__EXERCISE REQUIREMENTS__
Give every line of the data again, unchanged, but with no pictures.

__SUPPLIED MATERIAL__
****************

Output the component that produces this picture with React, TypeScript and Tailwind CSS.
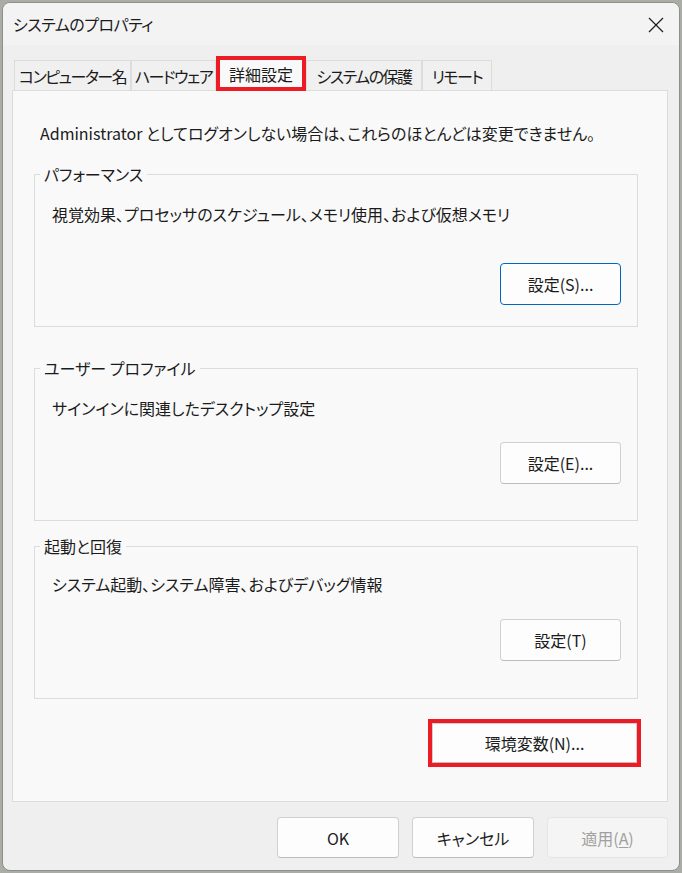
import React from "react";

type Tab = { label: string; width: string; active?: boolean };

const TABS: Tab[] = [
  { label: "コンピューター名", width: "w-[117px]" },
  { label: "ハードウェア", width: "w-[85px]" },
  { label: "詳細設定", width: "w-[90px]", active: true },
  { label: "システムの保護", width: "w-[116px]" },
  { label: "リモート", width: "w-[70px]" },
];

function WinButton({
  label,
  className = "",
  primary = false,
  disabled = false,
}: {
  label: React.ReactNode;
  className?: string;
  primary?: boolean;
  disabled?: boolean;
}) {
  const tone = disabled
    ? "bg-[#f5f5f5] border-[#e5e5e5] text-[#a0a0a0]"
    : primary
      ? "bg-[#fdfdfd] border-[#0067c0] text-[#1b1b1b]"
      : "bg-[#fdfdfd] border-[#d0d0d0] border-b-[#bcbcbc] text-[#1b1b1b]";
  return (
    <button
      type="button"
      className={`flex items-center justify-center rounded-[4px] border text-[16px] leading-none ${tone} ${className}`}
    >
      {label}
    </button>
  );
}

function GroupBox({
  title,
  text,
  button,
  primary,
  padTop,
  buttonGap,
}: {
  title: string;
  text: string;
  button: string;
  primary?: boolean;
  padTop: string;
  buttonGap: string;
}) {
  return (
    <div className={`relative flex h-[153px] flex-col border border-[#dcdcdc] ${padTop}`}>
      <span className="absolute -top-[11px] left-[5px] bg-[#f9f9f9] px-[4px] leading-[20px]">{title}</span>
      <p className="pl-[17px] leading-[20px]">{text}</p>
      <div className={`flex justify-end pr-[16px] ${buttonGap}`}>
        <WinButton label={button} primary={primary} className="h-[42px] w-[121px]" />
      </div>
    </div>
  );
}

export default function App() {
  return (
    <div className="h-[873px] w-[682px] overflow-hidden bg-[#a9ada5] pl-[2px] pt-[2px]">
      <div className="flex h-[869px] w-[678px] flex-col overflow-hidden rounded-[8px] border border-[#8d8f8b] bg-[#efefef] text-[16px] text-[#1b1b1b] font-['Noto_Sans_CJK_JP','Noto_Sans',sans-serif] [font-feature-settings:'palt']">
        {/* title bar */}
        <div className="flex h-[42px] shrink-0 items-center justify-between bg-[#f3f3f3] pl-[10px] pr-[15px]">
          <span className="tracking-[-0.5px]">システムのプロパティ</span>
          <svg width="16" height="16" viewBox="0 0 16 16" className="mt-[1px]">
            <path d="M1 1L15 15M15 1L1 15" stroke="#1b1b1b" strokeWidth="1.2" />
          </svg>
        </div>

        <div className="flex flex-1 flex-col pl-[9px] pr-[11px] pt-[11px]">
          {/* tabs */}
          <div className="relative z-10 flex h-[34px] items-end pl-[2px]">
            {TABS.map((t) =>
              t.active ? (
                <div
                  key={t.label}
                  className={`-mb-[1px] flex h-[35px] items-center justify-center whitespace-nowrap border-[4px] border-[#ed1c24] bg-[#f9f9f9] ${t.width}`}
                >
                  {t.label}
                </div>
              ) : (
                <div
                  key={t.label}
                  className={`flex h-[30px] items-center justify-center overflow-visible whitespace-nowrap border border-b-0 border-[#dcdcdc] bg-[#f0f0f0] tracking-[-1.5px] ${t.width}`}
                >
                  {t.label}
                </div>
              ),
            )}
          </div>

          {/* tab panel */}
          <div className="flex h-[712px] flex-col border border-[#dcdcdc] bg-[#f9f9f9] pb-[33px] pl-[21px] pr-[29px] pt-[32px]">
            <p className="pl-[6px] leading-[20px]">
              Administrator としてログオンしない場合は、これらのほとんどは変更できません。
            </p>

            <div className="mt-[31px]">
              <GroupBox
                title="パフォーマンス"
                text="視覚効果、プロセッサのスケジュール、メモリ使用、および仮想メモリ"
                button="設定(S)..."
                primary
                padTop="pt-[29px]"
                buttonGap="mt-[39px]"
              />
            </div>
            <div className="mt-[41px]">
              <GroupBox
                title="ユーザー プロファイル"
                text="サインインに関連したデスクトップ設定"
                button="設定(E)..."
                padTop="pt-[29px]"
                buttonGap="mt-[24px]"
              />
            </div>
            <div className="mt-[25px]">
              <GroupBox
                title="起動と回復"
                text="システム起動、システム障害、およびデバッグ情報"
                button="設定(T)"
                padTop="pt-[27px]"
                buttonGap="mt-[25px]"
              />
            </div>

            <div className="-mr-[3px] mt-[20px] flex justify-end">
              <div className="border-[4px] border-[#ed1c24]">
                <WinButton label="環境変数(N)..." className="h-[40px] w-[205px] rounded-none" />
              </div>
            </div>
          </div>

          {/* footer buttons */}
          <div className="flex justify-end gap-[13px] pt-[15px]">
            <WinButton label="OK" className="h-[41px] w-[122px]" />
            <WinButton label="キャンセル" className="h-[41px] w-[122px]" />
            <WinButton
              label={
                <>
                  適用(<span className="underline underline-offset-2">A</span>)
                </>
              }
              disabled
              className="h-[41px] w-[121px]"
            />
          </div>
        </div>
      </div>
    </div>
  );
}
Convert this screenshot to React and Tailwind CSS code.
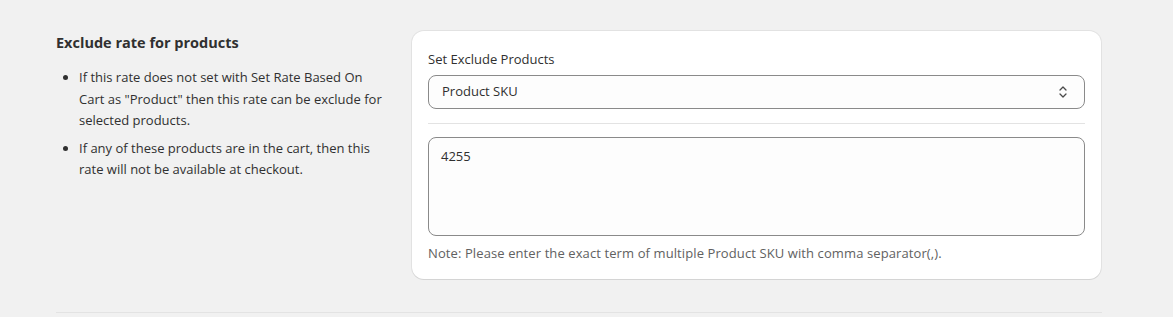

****************

__REPLY__
Output the component that produces this picture with React, TypeScript and Tailwind CSS.
import React from "react";

type Tab = { label: string; width: string; active?: boolean };

const TABS: Tab[] = [
  { label: "コンピューター名", width: "w-[117px]" },
  { label: "ハードウェア", width: "w-[85px]" },
  { label: "詳細設定", width: "w-[90px]", active: true },
  { label: "システムの保護", width: "w-[116px]" },
  { label: "リモート", width: "w-[70px]" },
];

function WinButton({
  label,
  className = "",
  primary = false,
  disabled = false,
}: {
  label: React.ReactNode;
  className?: string;
  primary?: boolean;
  disabled?: boolean;
}) {
  const tone = disabled
    ? "bg-[#f5f5f5] border-[#e5e5e5] text-[#a0a0a0]"
    : primary
      ? "bg-[#fdfdfd] border-[#0067c0] text-[#1b1b1b]"
      : "bg-[#fdfdfd] border-[#d0d0d0] border-b-[#bcbcbc] text-[#1b1b1b]";
  return (
    <button
      type="button"
      className={`flex items-center justify-center rounded-[4px] border text-[16px] leading-none ${tone} ${className}`}
    >
      {label}
    </button>
  );
}

function GroupBox({
  title,
  text,
  button,
  primary,
  padTop,
  buttonGap,
}: {
  title: string;
  text: string;
  button: string;
  primary?: boolean;
  padTop: string;
  buttonGap: string;
}) {
  return (
    <div className={`relative flex h-[153px] flex-col border border-[#dcdcdc] ${padTop}`}>
      <span className="absolute -top-[11px] left-[5px] bg-[#f9f9f9] px-[4px] leading-[20px]">{title}</span>
      <p className="pl-[17px] leading-[20px]">{text}</p>
      <div className={`flex justify-end pr-[16px] ${buttonGap}`}>
        <WinButton label={button} primary={primary} className="h-[42px] w-[121px]" />
      </div>
    </div>
  );
}

export default function App() {
  return (
    <div className="h-[873px] w-[682px] overflow-hidden bg-[#a9ada5] pl-[2px] pt-[2px]">
      <div className="flex h-[869px] w-[678px] flex-col overflow-hidden rounded-[8px] border border-[#8d8f8b] bg-[#efefef] text-[16px] text-[#1b1b1b] font-['Noto_Sans_CJK_JP','Noto_Sans',sans-serif] [font-feature-settings:'palt']">
        {/* title bar */}
        <div className="flex h-[42px] shrink-0 items-center justify-between bg-[#f3f3f3] pl-[10px] pr-[15px]">
          <span className="tracking-[-0.5px]">システムのプロパティ</span>
          <svg width="16" height="16" viewBox="0 0 16 16" className="mt-[1px]">
            <path d="M1 1L15 15M15 1L1 15" stroke="#1b1b1b" strokeWidth="1.2" />
          </svg>
        </div>

        <div className="flex flex-1 flex-col pl-[9px] pr-[11px] pt-[11px]">
          {/* tabs */}
          <div className="relative z-10 flex h-[34px] items-end pl-[2px]">
            {TABS.map((t) =>
              t.active ? (
                <div
                  key={t.label}
                  className={`-mb-[1px] flex h-[35px] items-center justify-center whitespace-nowrap border-[4px] border-[#ed1c24] bg-[#f9f9f9] ${t.width}`}
                >
                  {t.label}
                </div>
              ) : (
                <div
                  key={t.label}
                  className={`flex h-[30px] items-center justify-center overflow-visible whitespace-nowrap border border-b-0 border-[#dcdcdc] bg-[#f0f0f0] tracking-[-1.5px] ${t.width}`}
                >
                  {t.label}
                </div>
              ),
            )}
          </div>

          {/* tab panel */}
          <div className="flex h-[712px] flex-col border border-[#dcdcdc] bg-[#f9f9f9] pb-[33px] pl-[21px] pr-[29px] pt-[32px]">
            <p className="pl-[6px] leading-[20px]">
              Administrator としてログオンしない場合は、これらのほとんどは変更できません。
            </p>

            <div className="mt-[31px]">
              <GroupBox
                title="パフォーマンス"
                text="視覚効果、プロセッサのスケジュール、メモリ使用、および仮想メモリ"
                button="設定(S)..."
                primary
                padTop="pt-[29px]"
                buttonGap="mt-[39px]"
              />
            </div>
            <div className="mt-[41px]">
              <GroupBox
                title="ユーザー プロファイル"
                text="サインインに関連したデスクトップ設定"
                button="設定(E)..."
                padTop="pt-[29px]"
                buttonGap="mt-[24px]"
              />
            </div>
            <div className="mt-[25px]">
              <GroupBox
                title="起動と回復"
                text="システム起動、システム障害、およびデバッグ情報"
                button="設定(T)"
                padTop="pt-[27px]"
                buttonGap="mt-[25px]"
              />
            </div>

            <div className="-mr-[3px] mt-[20px] flex justify-end">
              <div className="border-[4px] border-[#ed1c24]">
                <WinButton label="環境変数(N)..." className="h-[40px] w-[205px] rounded-none" />
              </div>
            </div>
          </div>

          {/* footer buttons */}
          <div className="flex justify-end gap-[13px] pt-[15px]">
            <WinButton label="OK" className="h-[41px] w-[122px]" />
            <WinButton label="キャンセル" className="h-[41px] w-[122px]" />
            <WinButton
              label={
                <>
                  適用(<span className="underline underline-offset-2">A</span>)
                </>
              }
              disabled
              className="h-[41px] w-[121px]"
            />
          </div>
        </div>
      </div>
    </div>
  );
}
Convert this screenshot to React and Tailwind CSS code.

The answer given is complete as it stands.